Keep the pictures out and restate every record exactly.
>> Start
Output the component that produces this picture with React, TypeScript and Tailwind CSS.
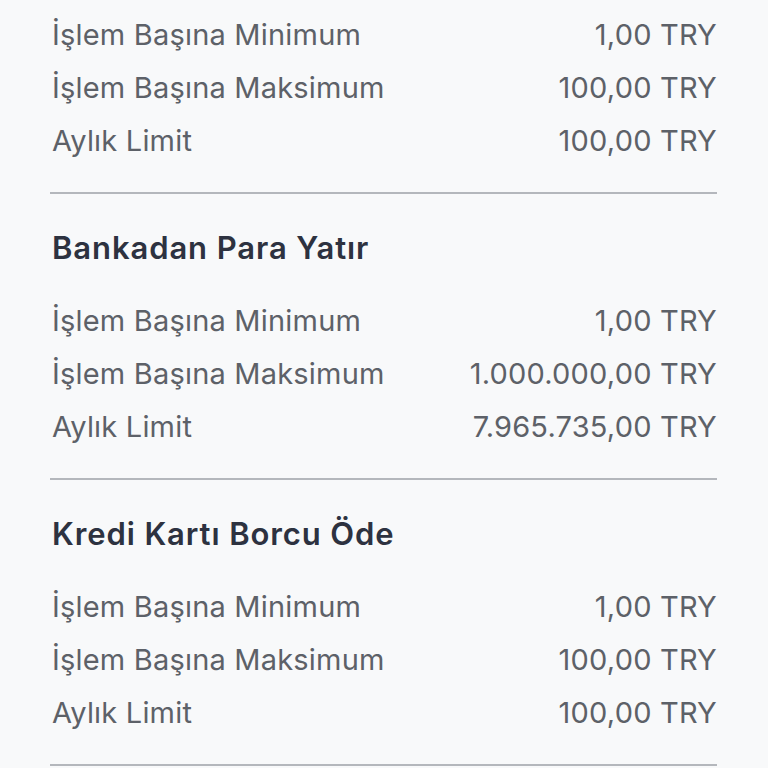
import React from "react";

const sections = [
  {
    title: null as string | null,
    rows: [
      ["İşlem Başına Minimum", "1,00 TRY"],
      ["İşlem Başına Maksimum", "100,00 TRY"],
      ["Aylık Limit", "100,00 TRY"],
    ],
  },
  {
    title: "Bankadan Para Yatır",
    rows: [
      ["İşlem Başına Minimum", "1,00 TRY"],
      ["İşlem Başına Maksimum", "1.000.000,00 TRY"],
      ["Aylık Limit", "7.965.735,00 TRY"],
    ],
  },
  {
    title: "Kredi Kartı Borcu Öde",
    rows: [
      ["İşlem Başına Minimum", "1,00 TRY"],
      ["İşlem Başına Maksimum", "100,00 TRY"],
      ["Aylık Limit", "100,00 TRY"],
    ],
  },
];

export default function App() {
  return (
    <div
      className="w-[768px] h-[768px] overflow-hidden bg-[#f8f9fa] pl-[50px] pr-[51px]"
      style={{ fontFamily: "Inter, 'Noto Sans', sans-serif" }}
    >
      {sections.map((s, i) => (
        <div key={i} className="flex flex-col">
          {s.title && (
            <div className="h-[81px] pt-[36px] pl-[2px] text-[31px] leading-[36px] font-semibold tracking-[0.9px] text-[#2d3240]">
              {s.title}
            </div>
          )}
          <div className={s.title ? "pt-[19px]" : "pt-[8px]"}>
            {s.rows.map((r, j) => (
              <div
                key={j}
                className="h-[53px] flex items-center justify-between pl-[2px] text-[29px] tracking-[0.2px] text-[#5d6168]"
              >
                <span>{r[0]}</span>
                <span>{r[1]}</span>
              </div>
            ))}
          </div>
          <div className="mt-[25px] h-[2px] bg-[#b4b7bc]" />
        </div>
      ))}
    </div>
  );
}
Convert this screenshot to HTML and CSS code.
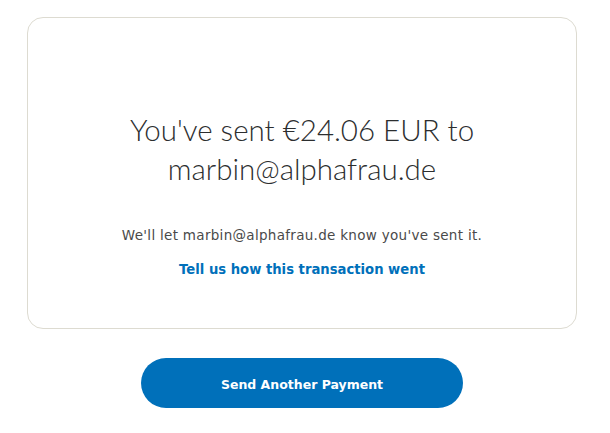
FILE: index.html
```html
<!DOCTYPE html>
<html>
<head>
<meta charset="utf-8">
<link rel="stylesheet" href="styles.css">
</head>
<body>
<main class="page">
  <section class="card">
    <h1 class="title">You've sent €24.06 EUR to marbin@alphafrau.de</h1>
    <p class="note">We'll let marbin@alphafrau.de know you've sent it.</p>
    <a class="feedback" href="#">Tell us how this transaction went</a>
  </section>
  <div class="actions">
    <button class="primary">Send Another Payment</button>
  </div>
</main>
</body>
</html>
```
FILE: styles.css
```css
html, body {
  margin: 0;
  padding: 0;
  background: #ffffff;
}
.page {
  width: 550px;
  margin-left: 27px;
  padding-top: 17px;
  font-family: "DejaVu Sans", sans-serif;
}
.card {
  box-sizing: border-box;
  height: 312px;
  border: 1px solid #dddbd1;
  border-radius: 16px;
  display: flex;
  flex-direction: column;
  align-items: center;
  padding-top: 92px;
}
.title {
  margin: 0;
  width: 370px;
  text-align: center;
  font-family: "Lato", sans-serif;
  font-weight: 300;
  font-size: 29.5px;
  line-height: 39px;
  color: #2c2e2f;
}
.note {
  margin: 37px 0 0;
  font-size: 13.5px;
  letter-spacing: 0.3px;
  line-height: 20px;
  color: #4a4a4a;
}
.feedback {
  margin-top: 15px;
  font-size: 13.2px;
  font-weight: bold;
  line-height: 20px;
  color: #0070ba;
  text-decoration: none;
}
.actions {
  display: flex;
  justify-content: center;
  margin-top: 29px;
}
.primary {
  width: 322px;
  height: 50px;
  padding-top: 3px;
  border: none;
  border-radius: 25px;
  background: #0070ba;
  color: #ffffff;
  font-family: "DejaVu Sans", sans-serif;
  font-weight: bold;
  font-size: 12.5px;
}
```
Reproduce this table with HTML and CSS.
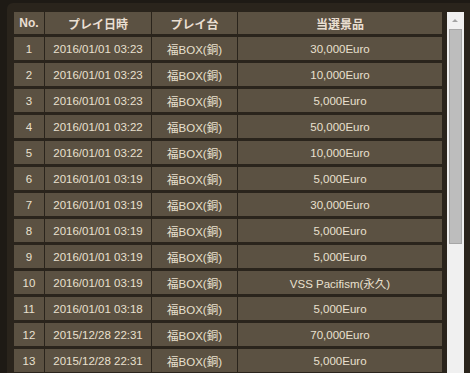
>> End
● Result of this task
Output the component that produces this picture with React, TypeScript and Tailwind CSS.
import React from "react";

const sections = [
  {
    title: null as string | null,
    rows: [
      ["İşlem Başına Minimum", "1,00 TRY"],
      ["İşlem Başına Maksimum", "100,00 TRY"],
      ["Aylık Limit", "100,00 TRY"],
    ],
  },
  {
    title: "Bankadan Para Yatır",
    rows: [
      ["İşlem Başına Minimum", "1,00 TRY"],
      ["İşlem Başına Maksimum", "1.000.000,00 TRY"],
      ["Aylık Limit", "7.965.735,00 TRY"],
    ],
  },
  {
    title: "Kredi Kartı Borcu Öde",
    rows: [
      ["İşlem Başına Minimum", "1,00 TRY"],
      ["İşlem Başına Maksimum", "100,00 TRY"],
      ["Aylık Limit", "100,00 TRY"],
    ],
  },
];

export default function App() {
  return (
    <div
      className="w-[768px] h-[768px] overflow-hidden bg-[#f8f9fa] pl-[50px] pr-[51px]"
      style={{ fontFamily: "Inter, 'Noto Sans', sans-serif" }}
    >
      {sections.map((s, i) => (
        <div key={i} className="flex flex-col">
          {s.title && (
            <div className="h-[81px] pt-[36px] pl-[2px] text-[31px] leading-[36px] font-semibold tracking-[0.9px] text-[#2d3240]">
              {s.title}
            </div>
          )}
          <div className={s.title ? "pt-[19px]" : "pt-[8px]"}>
            {s.rows.map((r, j) => (
              <div
                key={j}
                className="h-[53px] flex items-center justify-between pl-[2px] text-[29px] tracking-[0.2px] text-[#5d6168]"
              >
                <span>{r[0]}</span>
                <span>{r[1]}</span>
              </div>
            ))}
          </div>
          <div className="mt-[25px] h-[2px] bg-[#b4b7bc]" />
        </div>
      ))}
    </div>
  );
}
Convert this screenshot to HTML and CSS code.
FILE: index.html
```html
<!DOCTYPE html>
<html>
<head>
<meta charset="utf-8">
<link rel="stylesheet" href="styles.css">
</head>
<body>
<main class="page">
  <section class="card">
    <h1 class="title">You've sent €24.06 EUR to marbin@alphafrau.de</h1>
    <p class="note">We'll let marbin@alphafrau.de know you've sent it.</p>
    <a class="feedback" href="#">Tell us how this transaction went</a>
  </section>
  <div class="actions">
    <button class="primary">Send Another Payment</button>
  </div>
</main>
</body>
</html>
```
FILE: styles.css
```css
html, body {
  margin: 0;
  padding: 0;
  background: #ffffff;
}
.page {
  width: 550px;
  margin-left: 27px;
  padding-top: 17px;
  font-family: "DejaVu Sans", sans-serif;
}
.card {
  box-sizing: border-box;
  height: 312px;
  border: 1px solid #dddbd1;
  border-radius: 16px;
  display: flex;
  flex-direction: column;
  align-items: center;
  padding-top: 92px;
}
.title {
  margin: 0;
  width: 370px;
  text-align: center;
  font-family: "Lato", sans-serif;
  font-weight: 300;
  font-size: 29.5px;
  line-height: 39px;
  color: #2c2e2f;
}
.note {
  margin: 37px 0 0;
  font-size: 13.5px;
  letter-spacing: 0.3px;
  line-height: 20px;
  color: #4a4a4a;
}
.feedback {
  margin-top: 15px;
  font-size: 13.2px;
  font-weight: bold;
  line-height: 20px;
  color: #0070ba;
  text-decoration: none;
}
.actions {
  display: flex;
  justify-content: center;
  margin-top: 29px;
}
.primary {
  width: 322px;
  height: 50px;
  padding-top: 3px;
  border: none;
  border-radius: 25px;
  background: #0070ba;
  color: #ffffff;
  font-family: "DejaVu Sans", sans-serif;
  font-weight: bold;
  font-size: 12.5px;
}
```
Reproduce this table with HTML and CSS.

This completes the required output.